Adonis ouvre une nouvelle voie sacerdotale aux poètes arabes contemporains, non pas une voie d’occidentalisation et de renoncement à leur antique tradition sémitique, mais une voie arabo-méditerranéenne redonnant à la langue coranique son statut de « langue de genèse qui doit conduire à une langue de création et non à une langue d’enseignement », une langue mystique ouverte sur la mystique d’autres cultures issues, pour le dire vite, d’une même Tradition primordiale, une langue alchimique à la recherche de la Pierre philosophale, une langue métaphorique comme « un pont reliant le visible à l’invisible, le connu à l’inconnu ».
Le poète, aux yeux d’Adonis, ne peut être, pour reprendre l’expression de Gurdjieff, q’un « chercheur de Vérité»; le poème : « une parole de vérité», inspirée et prophétique comme elle le fut, dans l’espace chevaleresque du désert, à l’époque pré-islamique. L’Islam exotérique en a fait pendant plus de mille ans, et aujourd’hui encore, non pas une parole de propagande politique destinée à vampiriser les masses incultures ou déculturées.
Chez Adonis, la poésie est en religion d’amour. À ses yeux, « le principe de la vie ne réside pas dans le « Moi », mais dans le « Moi-Toi. » Ce rapport ne doit pas obéir à la loi, mais à l’, « amour de cet Autre qui nous enseigne ce que nous sommes, et qui nous fait accéder à la vérité ». Son essai si fortement et si lumineusement éveilleur ne s’adresse pas seulement aux poètes arabes, mais tout autant aux poètes occidentaux et autres (du Moyen-Orient à l’Extrême-Orient) ayant perdu tout sens du sacré, tout pouvoir de transfiguration et de transmutation de leur propre matière première –à propos de quoi Adonis rappelle ce hadîtrh alchimique que Baudelaire n’a peut-être pas réellement incarné au sens opératif d’autotransformation intérieure : « Tu m’as donné ta boue et j’en ai fait de l’or. » La mystique et la philosophie des recherches poétiques d’Adonis transparaissent à travers un certain nombre d’axiomes contenus dans les chapitres de La Prière et l’Épée, entre autres ceux qui suivent, relatifs à la création.

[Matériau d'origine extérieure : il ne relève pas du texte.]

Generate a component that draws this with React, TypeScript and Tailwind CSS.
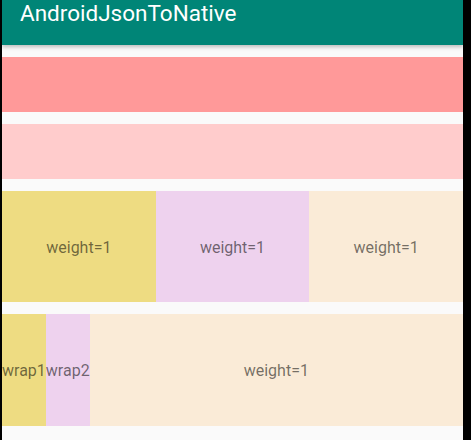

VII. Poésie et désert (1964)
La poésie arabe, comme toute autre poésie au monde, pour demeurer vivante, doit être sans cesse réévaluée à la lumière du présent. (La prière et l’Épée,p.74.)
Le sens de beaucoup de ses poèmes se situe au delà du sens dans la seule intensité de la mystérieuse présence qu’ils évoquent, une présence autre que celle de l’homme et du monde. Dans la langue arabe, « la présence s’identifie à l’invisible. Le monde y est absent, quoique visible. » (Cinquième des Six notes du côté du vent, dans Mémoire du vent8 sur l’importance desquelles nous reviendrons plus loin.)
(…) une poésie qui n’est au service d’aucun système, d’aucune doctrine, d’aucun État, d’aucune personne… (Op.cit., p.77.)
La poésie d’Adonis est absolument autonome et ne dépend que de la source de son inspiration.